A Scottish hospital has saved hundreds of thousands of pounds by using radio frequency identification to track its medical devices, according to a report.

Forth Valley Royal Hospital, part of NHS Forth Valley, has made cost avoidance savings of £360,000 through placing active radio frequency identification (RFID) tags on 10,000 out of its 14,000 medical devices.

The real time data collection allowed the trust to see exactly which equipment was and wasn’t needed. In that way, it only purchased what was required and was able to sell on anything that wasn’t being used.

The research says that 75 syringe drivers at a cost of £134,370 were removed from service. An example of an avoided purchase were 12 bladder scanners at the cost of nearly £100,000.

The report is titled ‘Passive RFID Tracking of Mobile Medical Devices within Forth Valley Royal Hospital’, and says a further saving of £200,000 is anticipated in the next financial year.

Co-author Bryan Hynd, head of medical physics at the health board, told Digital Health News there had also been significant efficiency improvements through the introduction of RFID tracking. He said his team previously “spent a huge amount of time trying to locate equipment in the hospital”.

“The amount of time we were spending trying to locate equipment for maintenance was probably the same as actually carrying out the maintenance.”

The report, published 24 April by Hynd and Michael Dolan, the physical sciences national lead at the Scottish government, says tags begun to be placed in June 2014.

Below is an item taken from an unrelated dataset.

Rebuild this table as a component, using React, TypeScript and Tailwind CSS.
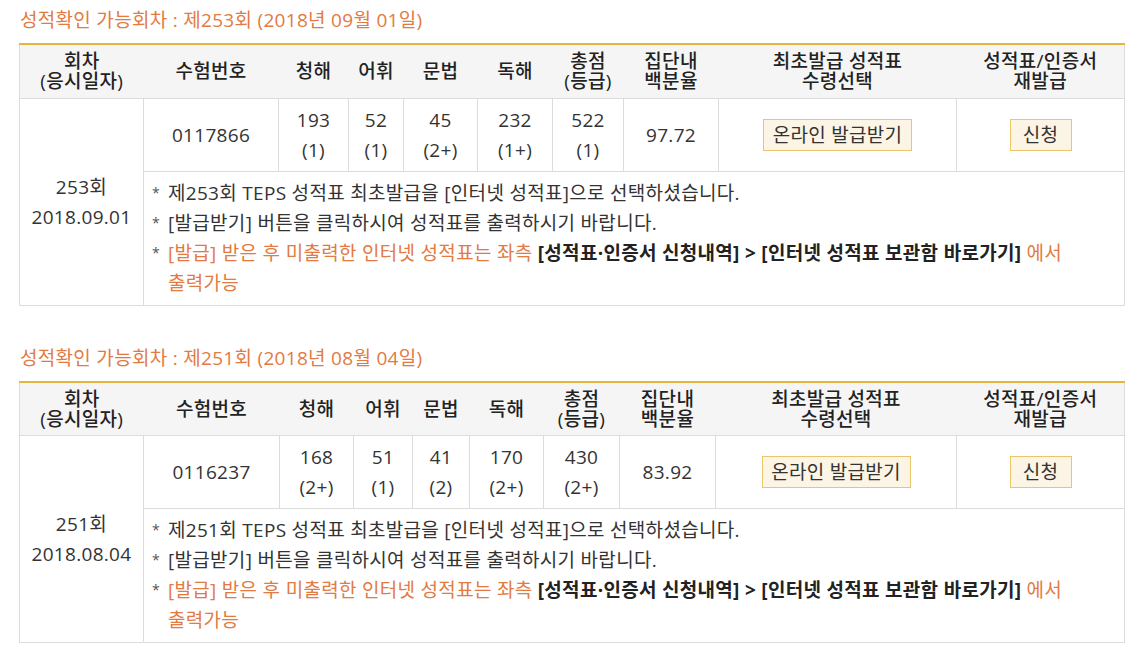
import React from "react";

type Row = {
  round: string;
  date: string;
  title: string;
  no: string;
  scores: [string, string][];
  pct: string;
  widths: number[];
};

const data: Row[] = [
  {
    round: "253",
    date: "2018.09.01",
    title: "성적확인 가능회차 : 제253회 (2018년 09월 01일)",
    no: "0117866",
    scores: [
      ["193", "(1)"],
      ["52", "(1)"],
      ["45", "(2+)"],
      ["232", "(1+)"],
      ["522", "(1)"],
    ],
    pct: "97.72",
    widths: [124, 135, 70, 55, 74, 75, 71, 95, 238, 168],
  },
  {
    round: "251",
    date: "2018.08.04",
    title: "성적확인 가능회차 : 제251회 (2018년 08월 04일)",
    no: "0116237",
    scores: [
      ["168", "(2+)"],
      ["51", "(1)"],
      ["41", "(2)"],
      ["170", "(2+)"],
      ["430", "(2+)"],
    ],
    pct: "83.92",
    widths: [124, 136, 74, 59, 57, 74, 76, 96, 241, 168],
  },
];

function Block({ r }: { r: Row }) {
  const th = "font-medium text-[#222] text-[19px] leading-[20px] py-[6px] px-0 text-center align-middle whitespace-nowrap";
  const td = "border border-[#dcdcdc] text-center align-middle py-[6px] px-0 text-[19px] leading-[30px] text-[#333] whitespace-nowrap";
  return (
    <section className="mb-[38px]">
      <h2 className="text-[19px] tracking-[0.3px] leading-[28px] text-[#e27a42] font-normal mb-[9px] pl-[1px]">{r.title}</h2>
      <table className="table-fixed border-collapse w-[1105px] tracking-[0.3px]">
        <colgroup>
          {r.widths.map((w, i) => (
            <col key={i} style={{ width: w }} />
          ))}
        </colgroup>
        <thead>
          <tr className="bg-[#f5f5f5] border-t-2 border-t-[#e3b63e] border-b border-b-[#dcdcdc] border-x border-x-[#dcdcdc] h-[54px]">
            <th className={th}>
              회차
              <br />
              (응시일자)
            </th>
            <th className={th}>수험번호</th>
            <th className={th}>청해</th>
            <th className={th}>어휘</th>
            <th className={th}>문법</th>
            <th className={th}>독해</th>
            <th className={th}>
              총점
              <br />
              (등급)
            </th>
            <th className={th}>
              집단내
              <br />
              백분율
            </th>
            <th className={th}>
              최초발급 성적표
              <br />
              수령선택
            </th>
            <th className={th}>
              성적표/인증서
              <br />
              재발급
            </th>
          </tr>
        </thead>
        <tbody>
          <tr className="h-[73px]">
            <td rowSpan={2} className={td}>
              {r.round}회
              <br />
              {r.date}
            </td>
            <td className={td}>{r.no}</td>
            {r.scores.map(([a, b], i) => (
              <td key={i} className={td}>
                {a}
                <br />
                {b}
              </td>
            ))}
            <td className={td}>{r.pct}</td>
            <td className={td}>
              <div className="flex justify-center">
                <span className="w-[149px] h-[32px] flex items-center justify-center bg-[#fcf4e4] border border-[#e9c56c] text-[19px] leading-[30px] text-[#333]">
                  온라인 발급받기
                </span>
              </div>
            </td>
            <td className={td}>
              <div className="flex justify-center">
                <span className="w-[62px] h-[32px] flex items-center justify-center bg-[#fcf4e4] border border-[#e9c56c] text-[19px] leading-[30px] text-[#333]">
                  신청
                </span>
              </div>
            </td>
          </tr>
          <tr>
            <td colSpan={9} className="border border-[#dcdcdc] text-left align-top pt-[6px] pb-[7px] pl-[8px] pr-0 text-[19px] leading-[30px] text-[#333]">
              <div className="flex">
                <span className="w-[16px] shrink-0 text-[14px] text-[#555]">*</span>
                <span>제{r.round}회 TEPS 성적표 최초발급을 [인터넷 성적표]으로 선택하셨습니다.</span>
              </div>
              <div className="flex">
                <span className="w-[16px] shrink-0 text-[14px] text-[#555]">*</span>
                <span>[발급받기] 버튼을 클릭하시여 성적표를 출력하시기 바랍니다.</span>
              </div>
              <div className="flex">
                <span className="w-[16px] shrink-0 text-[14px] text-[#555]">*</span>
                <span className="text-[#e27a42] whitespace-nowrap">
                  [발급] 받은 후 미출력한 인터넷 성적표는 좌측{" "}
                  <b className="font-bold text-[#222]">[성적표·인증서 신청내역] &gt; [인터넷 성적표 보관함 바로가기]</b> 에서
                  <br />
                  출력가능
                </span>
              </div>
            </td>
          </tr>
        </tbody>
      </table>
    </section>
  );
}

export default function App() {
  return (
    <div
      className="w-[1144px] h-[655px] bg-white pl-[19px] pt-[6px] overflow-hidden"
      style={{ fontFamily: '"Open Sans", "Noto Sans CJK KR", sans-serif' }}
    >
      {data.map((r) => (
        <Block key={r.round} r={r} />
      ))}
    </div>
  );
}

It said the main drivers behind using RFID tracking included time wasted by staff finding equipment, poor equipment utilisation so more devices than necessary were in circulation, and problems keeping track of a large number of mobile medical devices.

Hynd said that “we’ve known for years we actually have too much equipment”, but there was not the data to back it up.

He added that his team of 14 can now “pinpoint where in the hospital that equipment is, real-time, but so can the clinical staff”.

A passive tag at the NHS Forth Valley
A passive tag at NHS Forth Valley

By March 2017, 10,000 pieces of equipment had a RFID tag, which included 650 standard hospital beds, 60 specialist hospital beds and 400 patient monitors.

RFID works by using electromagnetic fields to automatically identify and track tags affixed to devices. Each tag has an unique device ID number, and is either active or passive, depending on whether it has a battery or not.

In January, the Department of Health said its pilot in six NHS trusts for tracking patients, devices and staff with barcodes was showing signs of improving patient safety.

The £12 million ‘scan4safety’ project could save lives and up to £1 billion in the next seven years, said the Department.

The pilot sites are using 2D barcodes rather than RFID technology.

Barcodes in the NHS are not new and many trusts have been using the GS1 barcode for years. GS1 standards are used in many different industries but in health they allow for a globally unique identification of each person, product and place within the NHS.

They are also system agnostic, allowing the exchange of this information between different care providers and systems.

Other tracking methods include the Countess of Chester Hospital NHS Foundation Trust’s plans to install TeleTracking Technologies sensors this year.

The static sensors placed throughout the hospital will use infrared to register the movement of readable tags. The trust’s wifi network will send these readings to a “centralised care co-ordination centre”, where the data will be collated, displayed and relayed to relevant teams.

NHS Forth Valley has invested £200,000 in RFID over two years, and says it has the largest number of fixed readers in any hospital in the UK.

The technology used is RFID Discovery which is the brand name for Harland Simon’s solutions.

Forth Valley Royal Hospital has 860 beds, 26 wards and 16 operating theatres, and serves a population of 300,000 in the heart of Scotland.

Hynd concluded that while “the main challenge is actually the time to do it in the first place, the pay back in terms of times and resources is pretty quick”.